The exact problem is as follows:
Show that a Sylow 2-subgroup of $A_5$ has exactly 5 conjugates.
My question is why are there not 15 conjugates. Seeing as every Sylow 2-subgroup of $A_5$ is the klein 4-subgroup, 15 of those subgroups, and every Sylow p-subgroup is conjugate to one another, why not conclude that there are 15 conjugates?
On
Alternatively, observe that the only elements of $2$-power order in $A_5$ are permutations of the form $(a\,b)(c\,d)$. For each $x\in\{1,2,3,4,5\}$, the permutations of this type that fix $x$, fix no other element and form a subgroup isomorphic to Klein’s $4$-group.

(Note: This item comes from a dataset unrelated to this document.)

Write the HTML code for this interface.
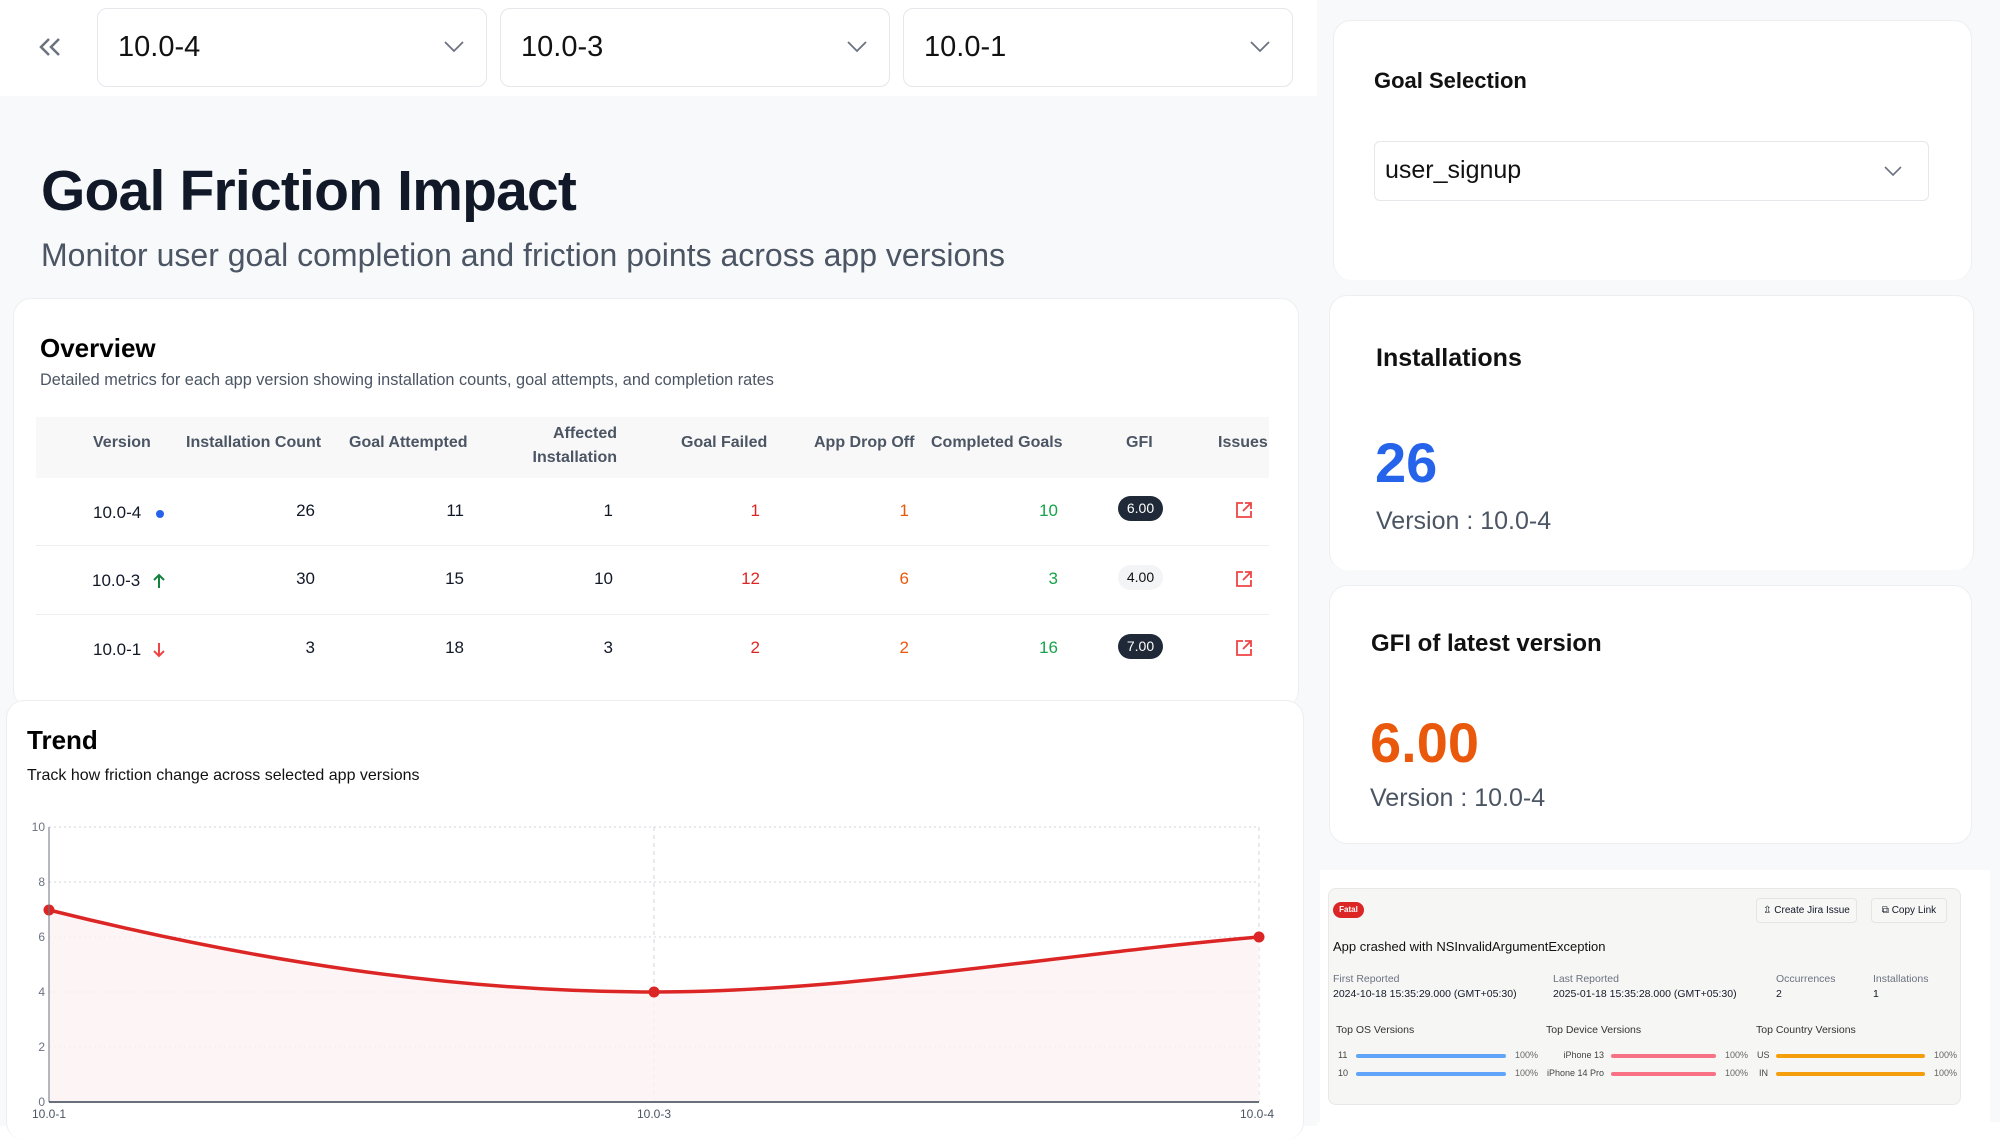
<!DOCTYPE html>
<html><head><meta charset="utf-8"><style>
*{box-sizing:border-box;margin:0;padding:0}
body{width:2000px;height:1126px;position:relative;overflow:hidden;background:#fff;font-family:"Liberation Sans",Arial,sans-serif;color:#111827}
.a{position:absolute}
.sel{position:absolute;top:8px;height:79px;border:1.5px solid #e5e7eb;border-radius:10px;background:#fff;font-size:29px;line-height:76px;padding-left:20px;color:#111}
.sel svg{position:absolute;right:22px;top:32px}
.card{position:absolute;background:#fff;border:1.5px solid #eceef1;border-radius:18px}
.th{position:absolute;top:420px;font-size:16px;color:#4b5563;font-weight:bold}
.td{position:absolute;font-size:17px}
.r{text-align:right}
.badge{position:absolute;width:45px;height:25px;border-radius:13px;font-size:14px;text-align:center;line-height:25px}
.sm{position:absolute;font-size:10.5px}
</style></head><body>
<div class="a" style="left:0;top:96px;width:1317px;height:1030px;background:#f8f9fa"></div>
<div class="a" style="left:1317px;top:0;width:683px;height:1126px;background:#f8f9fa"></div>
<div class="a" style="left:1317px;top:1122px;width:683px;height:4px;background:#fff"></div>

<svg class="a" style="left:36px;top:36px" width="28" height="22" viewBox="0 0 28 22"><path d="M13 3 L5 11 L13 19 M23 3 L15 11 L23 19" fill="none" stroke="#6b7280" stroke-width="2.5"/></svg>
<div class="sel" style="left:97px;width:390px">10.0-4<svg width="20" height="12" viewBox="0 0 20 12"><path d="M1 1 L10 10 L19 1" fill="none" stroke="#6b7280" stroke-width="1.8"/></svg></div>
<div class="sel" style="left:500px;width:390px">10.0-3<svg width="20" height="12" viewBox="0 0 20 12"><path d="M1 1 L10 10 L19 1" fill="none" stroke="#6b7280" stroke-width="1.8"/></svg></div>
<div class="sel" style="left:903px;width:390px">10.0-1<svg width="20" height="12" viewBox="0 0 20 12"><path d="M1 1 L10 10 L19 1" fill="none" stroke="#6b7280" stroke-width="1.8"/></svg></div>

<div class="a" style="left:41px;top:158px;font-size:57px;font-weight:bold;color:#111827;letter-spacing:-0.8px">Goal Friction Impact</div>
<div class="a" style="left:41px;top:237px;font-size:32px;color:#4b5563">Monitor user goal completion and friction points across app versions</div>

<div class="card" style="left:13px;top:298px;width:1286px;height:410px;border-bottom:none"></div>
<div class="a" style="left:40px;top:333px;font-size:26px;font-weight:bold;color:#000">Overview</div>
<div class="a" style="left:40px;top:371px;font-size:16.3px;color:#4b5563">Detailed metrics for each app version showing installation counts, goal attempts, and completion rates</div>
<div class="a" style="left:36px;top:417px;width:1233px;height:61px;background:#f8f8f9"></div>
<div class="th" style="left:93px;top:434px">Version</div>
<div class="th" style="left:186px;top:434px">Installation Count</div>
<div class="th" style="left:349px;top:434px">Goal Attempted</div>
<div class="th r" style="left:500px;width:117px;top:422px;line-height:24px">Affected<br>Installation</div>
<div class="th" style="left:681px;top:434px">Goal Failed</div>
<div class="th" style="left:814px;top:434px">App Drop Off</div>
<div class="th" style="left:931px;top:434px">Completed Goals</div>
<div class="th" style="left:1126px;top:434px">GFI</div>
<div class="th" style="left:1218px;top:434px">Issues</div>
<div class="a" style="left:36px;top:545px;width:1233px;height:1px;background:#eeeeee"></div>
<div class="a" style="left:36px;top:614px;width:1233px;height:1px;background:#eeeeee"></div>

<div class="td" style="left:93px;top:503px">10.0-4</div>
<div class="a" style="left:156px;top:510px;width:8px;height:8px;border-radius:50%;background:#2563eb"></div>
<div class="td" style="left:92px;top:571px">10.0-3</div>
<svg class="a" style="left:153px;top:573px" width="12" height="16" viewBox="0 0 12 16"><path d="M6 15 V2 M1 7 L6 2 L11 7" fill="none" stroke="#15803d" stroke-width="2"/></svg>
<div class="td" style="left:93px;top:640px">10.0-1</div>
<svg class="a" style="left:153px;top:642px" width="12" height="16" viewBox="0 0 12 16"><path d="M6 1 V14 M1 9 L6 14 L11 9" fill="none" stroke="#ef4444" stroke-width="2"/></svg>

<div class="td r" style="left:215px;width:100px;top:501px">26</div>
<div class="td r" style="left:215px;width:100px;top:569px">30</div>
<div class="td r" style="left:215px;width:100px;top:638px">3</div>
<div class="td r" style="left:364px;width:100px;top:501px">11</div>
<div class="td r" style="left:364px;width:100px;top:569px">15</div>
<div class="td r" style="left:364px;width:100px;top:638px">18</div>
<div class="td r" style="left:513px;width:100px;top:501px">1</div>
<div class="td r" style="left:513px;width:100px;top:569px">10</div>
<div class="td r" style="left:513px;width:100px;top:638px">3</div>
<div class="td r" style="left:660px;width:100px;top:501px;color:#dc2626">1</div>
<div class="td r" style="left:660px;width:100px;top:569px;color:#dc2626">12</div>
<div class="td r" style="left:660px;width:100px;top:638px;color:#dc2626">2</div>
<div class="td r" style="left:809px;width:100px;top:501px;color:#ea580c">1</div>
<div class="td r" style="left:809px;width:100px;top:569px;color:#ea580c">6</div>
<div class="td r" style="left:809px;width:100px;top:638px;color:#ea580c">2</div>
<div class="td r" style="left:958px;width:100px;top:501px;color:#16a34a">10</div>
<div class="td r" style="left:958px;width:100px;top:569px;color:#16a34a">3</div>
<div class="td r" style="left:958px;width:100px;top:638px;color:#16a34a">16</div>
<div class="badge" style="left:1118px;top:496px;background:#1f2937;color:#fff">6.00</div>
<div class="badge" style="left:1118px;top:565px;background:#f3f4f6;color:#111">4.00</div>
<div class="badge" style="left:1118px;top:634px;background:#1f2937;color:#fff">7.00</div>
<svg class="a" style="left:1235px;top:501px" width="18" height="18" viewBox="0 0 18 18"><path d="M8 2 H2 V16 H16 V10 M10 2 H16 V8 M16 2 L8 10" fill="none" stroke="#ef4444" stroke-width="1.8"/></svg>
<svg class="a" style="left:1235px;top:570px" width="18" height="18" viewBox="0 0 18 18"><path d="M8 2 H2 V16 H16 V10 M10 2 H16 V8 M16 2 L8 10" fill="none" stroke="#ef4444" stroke-width="1.8"/></svg>
<svg class="a" style="left:1235px;top:639px" width="18" height="18" viewBox="0 0 18 18"><path d="M8 2 H2 V16 H16 V10 M10 2 H16 V8 M16 2 L8 10" fill="none" stroke="#ef4444" stroke-width="1.8"/></svg>

<div class="card" style="left:6px;top:700px;width:1298px;height:440px;border-bottom:none"></div>
<div class="a" style="left:27px;top:725px;font-size:26px;font-weight:bold;color:#000">Trend</div>
<div class="a" style="left:27px;top:767px;font-size:16px;color:#111">Track how friction change across selected app versions</div>
<svg class="a" style="left:0;top:810px" width="1310" height="316" viewBox="0 810 1310 316">
<g stroke="#d1d5db" stroke-dasharray="2 3" stroke-width="1">
<line x1="49" y1="827" x2="1259" y2="827"/><line x1="49" y1="882" x2="1259" y2="882"/><line x1="49" y1="937" x2="1259" y2="937"/><line x1="49" y1="992" x2="1259" y2="992"/><line x1="49" y1="1047" x2="1259" y2="1047"/>
</g>
<g stroke="#d1d5db" stroke-dasharray="4 4"><line x1="654" y1="827" x2="654" y2="1102"/><line x1="1259" y1="827" x2="1259" y2="1102"/></g>
<path d="M49 910 C250 960 450 992 654 992 C850 992 1050 955 1259 937 L1259 1102 L49 1102 Z" fill="#fdf2f2" opacity="0.8"/>
<path d="M49 910 C250 960 450 992 654 992 C850 992 1050 955 1259 937" fill="none" stroke="#dc2626" stroke-width="3.5"/>
<circle cx="49" cy="910" r="5.5" fill="#dc2626"/><circle cx="654" cy="992" r="5.5" fill="#dc2626"/><circle cx="1259" cy="937" r="5.5" fill="#dc2626"/>
<line x1="49" y1="827" x2="49" y2="1102" stroke="#6b7280"/>
<line x1="49" y1="1102" x2="1259" y2="1102" stroke="#374151" stroke-width="1.5"/>
<g font-size="12" fill="#6b7280" font-family="Liberation Sans" text-anchor="end">
<text x="45" y="831">10</text><text x="45" y="886">8</text><text x="45" y="941">6</text><text x="45" y="996">4</text><text x="45" y="1051">2</text><text x="45" y="1106">0</text></g>
<g font-size="12" fill="#4b5563" font-family="Liberation Sans" text-anchor="middle">
<text x="49" y="1118">10.0-1</text><text x="654" y="1118">10.0-3</text><text x="1257" y="1118">10.0-4</text></g>
</svg>

<div class="card" style="left:1333px;top:20px;width:639px;height:260px;border-bottom:none"></div>
<div class="a" style="left:1374px;top:68px;font-size:22px;font-weight:bold;color:#111">Goal Selection</div>
<div class="a" style="left:1374px;top:141px;width:555px;height:60px;border:1.5px solid #e5e7eb;border-radius:6px;font-size:25px;line-height:57px;padding-left:10px;color:#111">user_signup
<svg style="position:absolute;right:26px;top:24px" width="18" height="10" viewBox="0 0 18 10"><path d="M1 1 L9 9 L17 1" fill="none" stroke="#6b7280" stroke-width="1.6"/></svg></div>

<div class="card" style="left:1329px;top:295px;width:645px;height:275px;border-bottom:none"></div>
<div class="a" style="left:1376px;top:344px;font-size:25px;font-weight:bold;color:#111">Installations</div>
<div class="a" style="left:1375px;top:430px;font-size:56px;font-weight:bold;color:#2563eb">26</div>
<div class="a" style="left:1376px;top:507px;font-size:25px;color:#4b5563">Version : 10.0-4</div>

<div class="card" style="left:1329px;top:585px;width:643px;height:259px"></div>
<div class="a" style="left:1371px;top:630px;font-size:24px;font-weight:bold;color:#111">GFI of latest version</div>
<div class="a" style="left:1370px;top:710px;font-size:56px;font-weight:bold;color:#ea580c">6.00</div>
<div class="a" style="left:1370px;top:784px;font-size:25px;color:#4b5563">Version : 10.0-4</div>

<div class="a" style="left:1320px;top:870px;width:670px;height:252px;background:#fff"></div>
<div class="a" style="left:1328px;top:888px;width:633px;height:217px;background:#f6f6f5;border:1px solid #e8e8e8;border-radius:8px"></div>
<div class="a" style="left:1333px;top:902px;width:31px;height:16px;border-radius:8px;background:#dc2626;color:#fff;font-size:8px;font-weight:bold;text-align:center;line-height:16px">Fatal</div>
<div class="a" style="left:1756px;top:898px;width:101px;height:25px;border:1px solid #e5e5e5;border-radius:4px;font-size:10px;line-height:23px;text-align:center;background:#f7f7f6">⇫ Create Jira Issue</div>
<div class="a" style="left:1871px;top:898px;width:76px;height:25px;border:1px solid #e5e5e5;border-radius:4px;font-size:10px;line-height:23px;text-align:center;background:#f7f7f6">⧉ Copy Link</div>
<div class="a" style="left:1333px;top:939px;font-size:13px;color:#111">App crashed with NSInvalidArgumentException</div>
<div class="sm" style="left:1333px;top:973px;color:#6b7280">First Reported</div>
<div class="sm" style="left:1333px;top:988px">2024-10-18 15:35:29.000 (GMT+05:30)</div>
<div class="sm" style="left:1553px;top:973px;color:#6b7280">Last Reported</div>
<div class="sm" style="left:1553px;top:988px">2025-01-18 15:35:28.000 (GMT+05:30)</div>
<div class="sm" style="left:1776px;top:973px;color:#6b7280">Occurrences</div>
<div class="sm" style="left:1776px;top:988px">2</div>
<div class="sm" style="left:1873px;top:973px;color:#6b7280">Installations</div>
<div class="sm" style="left:1873px;top:988px">1</div>
<div class="sm" style="left:1336px;top:1024px;color:#333">Top OS Versions</div>
<div class="sm" style="left:1546px;top:1024px;color:#333">Top Device Versions</div>
<div class="sm" style="left:1756px;top:1024px;color:#333">Top Country Versions</div>
<div class="sm" style="left:1338px;top:1050px;font-size:9px;color:#444">11</div>
<div class="sm" style="left:1338px;top:1068px;font-size:9px;color:#444">10</div>
<div class="a" style="left:1356px;top:1054px;width:150px;height:4px;border-radius:2px;background:#60a5fa"></div>
<div class="a" style="left:1356px;top:1072px;width:150px;height:4px;border-radius:2px;background:#60a5fa"></div>
<div class="sm" style="left:1515px;top:1050px;font-size:9px;color:#666">100%</div>
<div class="sm" style="left:1515px;top:1068px;font-size:9px;color:#666">100%</div>
<div class="sm r" style="left:1520px;width:84px;top:1050px;font-size:9px;color:#444">iPhone 13</div>
<div class="sm r" style="left:1520px;width:84px;top:1068px;font-size:9px;color:#444">iPhone 14 Pro</div>
<div class="a" style="left:1611px;top:1054px;width:105px;height:4px;border-radius:2px;background:#f87185"></div>
<div class="a" style="left:1611px;top:1072px;width:105px;height:4px;border-radius:2px;background:#f87185"></div>
<div class="sm" style="left:1725px;top:1050px;font-size:9px;color:#666">100%</div>
<div class="sm" style="left:1725px;top:1068px;font-size:9px;color:#666">100%</div>
<div class="sm" style="left:1757px;top:1050px;font-size:9px;color:#444">US</div>
<div class="sm" style="left:1759px;top:1068px;font-size:9px;color:#444">IN</div>
<div class="a" style="left:1776px;top:1054px;width:149px;height:4px;border-radius:2px;background:#f59e0b"></div>
<div class="a" style="left:1776px;top:1072px;width:149px;height:4px;border-radius:2px;background:#f59e0b"></div>
<div class="sm" style="left:1934px;top:1050px;font-size:9px;color:#666">100%</div>
<div class="sm" style="left:1934px;top:1068px;font-size:9px;color:#666">100%</div>
</body></html>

Since the order of $A_5$ is $60$, this must be a $2$-Sylow subgroup. All the other Sylow subgroups are conjugate and therefore fix a unique element of $\{1,2,3,4,5\}$. There are five elements and hence five Sylow subgroups
Hint: put $A_5=G$, if the number of conjugates of a Sylow $2$-subgroup $P$ would be $15$, then $|G:N_G(P)|=15$. But since $P$ is abelian, this gives $P \subseteq C_G(P) \subseteq N_G(P)$, and by comparing indices, we get $C_G(P)=N_G(P)$. Hence $P$ satisfies the conditions of Burnside's Normal Complement Theorem, and this gives the existence of a normal subgroup $N$ of $G$, such that $G=NP$ and $N \cap P=1$, which is absurd since $G$ is simple. I assume you have dismissed also the other cases where $|G:N_G(P)|=1, 3$.